Anchor 

I used to be your anchor. The reason there was so much beauty here was because we knew what it was like to dance with death. 
We knew how to build a home, but it was no mansion. It barely had windows. There was a balcony, I would sip my coffee there every morning, and wait for you to come home. Morning jogs were your thing, never mine. 
Remember when we laughed so hard when the bus took you away, and it poured all over my head? 
Remember when we sold the refrigerator and you pushed it into the hallway, pretending to be so strong? 
But this act of remembering I can’t trust. Just like I don’t trust that you ever existed. Memory is strange and sometimes  memories don’t tell the truth. 

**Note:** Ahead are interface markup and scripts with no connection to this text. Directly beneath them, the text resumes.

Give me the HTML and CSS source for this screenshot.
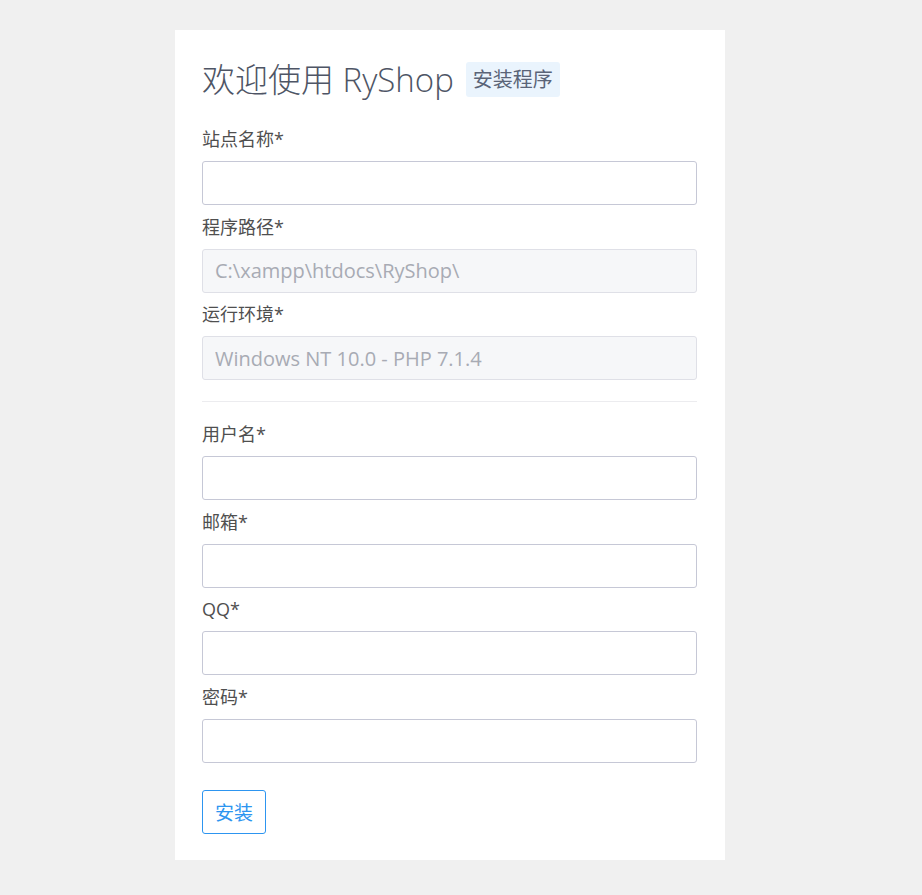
FILE: index.html
```html
<!DOCTYPE html>
<html lang="zh-CN">
<head>
    <meta charset="UTF-8" />
    <meta name="viewport" content="width=device-width, initial-scale=1.0" />
    <title>RyShop 安装程序</title>
    <link rel="stylesheet" href="styles.css">
</head>
<body>
    <div class="install-box">
        <h1 class="title">欢迎使用 RyShop<span class="badge">安装程序</span></h1>

        <form class="install-form">
            <div class="form-group">
                <label for="sitename">站点名称*</label>
                <input type="text" id="sitename" class="form-input">
            </div>
            <div class="form-group">
                <label for="path">程序路径*</label>
                <input type="text" id="path" class="form-input" value="C:\xampp\htdocs\RyShop\" disabled>
            </div>
            <div class="form-group">
                <label for="env">运行环境*</label>
                <input type="text" id="env" class="form-input" value="Windows NT 10.0 - PHP 7.1.4" disabled>
            </div>

            <hr class="divider">

            <div class="form-group">
                <label for="username">用户名*</label>
                <input type="text" id="username" class="form-input">
            </div>
            <div class="form-group">
                <label for="email">邮箱*</label>
                <input type="text" id="email" class="form-input">
            </div>
            <div class="form-group">
                <label for="qq">QQ*</label>
                <input type="text" id="qq" class="form-input">
            </div>
            <div class="form-group">
                <label for="password">密码*</label>
                <input type="password" id="password" class="form-input">
            </div>

            <button type="button" class="install-button">安装</button>
        </form>
    </div>
</body>
</html>
```

FILE: styles.css
```css
:root {
    --page-bg: #f0f0f0;
    --label-text: #4f4f4f;
    --title-text: #4e5565;
    --input-border: #c6c8d6;
    --disabled-bg: #f6f7f9;
    --disabled-border: #dfe0e7;
    --primary-color: #2d95f0;
}

* {
    margin: 0;
    padding: 0;
    box-sizing: border-box;
}

body {
    font-family: "Open Sans", "Noto Sans CJK SC", sans-serif;
    background-color: var(--page-bg);
    color: var(--label-text);
}

.install-box {
    width: 550px;
    margin: 30px 0 35px 175px;
    padding: 27px 28px 26px 27px;
    background-color: white;
}

.title {
    display: flex;
    align-items: center;
    height: 42px;
    margin-bottom: 27px;
    font-size: 33px;
    font-weight: 300;
    color: var(--title-text);
    white-space: pre;
}

.badge {
    display: inline-block;
    margin-left: 12px;
    margin-top: 3px;
    padding: 0 7px;
    height: 35px;
    line-height: 35px;
    font-size: 20px;
    font-weight: 400;
    color: #5a6478;
    background-color: #eaf4fd;
    border-radius: 3px;
}

.form-group {
    margin-bottom: 8.5px;
}

.form-group label {
    display: block;
    font-size: 18px;
    line-height: 26px;
    margin-bottom: 9px;
}

.form-input {
    display: block;
    width: 100%;
    height: 44px;
    padding: 0 12px;
    font-family: inherit;
    font-size: 20px;
    color: #333;
    background-color: white;
    border: 1px solid var(--input-border);
    border-radius: 3px;
    outline: none;
}

.form-input:disabled {
    background-color: var(--disabled-bg);
    border-color: var(--disabled-border);
    color: #a8abb4;
}

.divider {
    border: none;
    border-top: 1px solid #ececef;
    margin: 21px 0 19px;
}

.install-button {
    display: block;
    margin-top: 27.5px;
    height: 44px;
    padding: 0 12px;
    font-family: inherit;
    font-size: 19px;
    color: var(--primary-color);
    background-color: white;
    border: 1px solid var(--primary-color);
    border-radius: 3px;
    cursor: pointer;
}
```
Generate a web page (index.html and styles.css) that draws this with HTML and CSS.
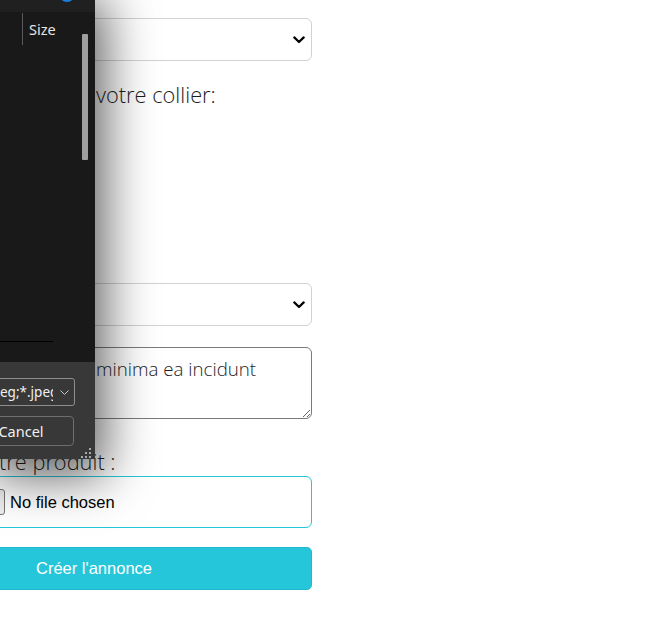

Do you remember when you said “don’t you dare forget”? 
But without my anchor I forget.
I forget to take the garbage out, I forget that the toothbrush needs replacement, and those are just the small things. 

Pretenses

There is comfort in being a child that we lose as we grow older. Perhaps the Romantics were right. Childhood innocence is hard to retain and regain in adulthood. As we become adults, we don’t throw tantrums. We don’t scream or cry every time our needs aren’t met. We pretend to be fine. That’s what adults teach us to do. We learn to lie. We learn to act as though everything is okay. And we begin to develop an ego. The ego, the ego is a nuisance of its own. 

Yes, children can be mean. And they can be bullies. But most adults are also bullies. They hurt each other and use multiple techniques, far more advanced than just shoving you around. They use words and know exactly where to hurt you. They assess your weakest spots and strike you when you’re at your most vulnerable. You open up, you let them in, and then after peeling away a layer of your skin, they know they can now scratch you. 
So sometimes I think I’d rather stay a child. Somebody told me that there is magic in the human touch, a healing effect. Yet sometimes this magic is conditional and conflicted.
And maybe the child in me wants simplicity. I want magic to be pure magic, unharmed and untainted by logic. The logic that adults cling to, the logic that inhibits and represses, the logic that claims its superiority – the logic that slowly pushes us further apart, leaving gaps and rifts.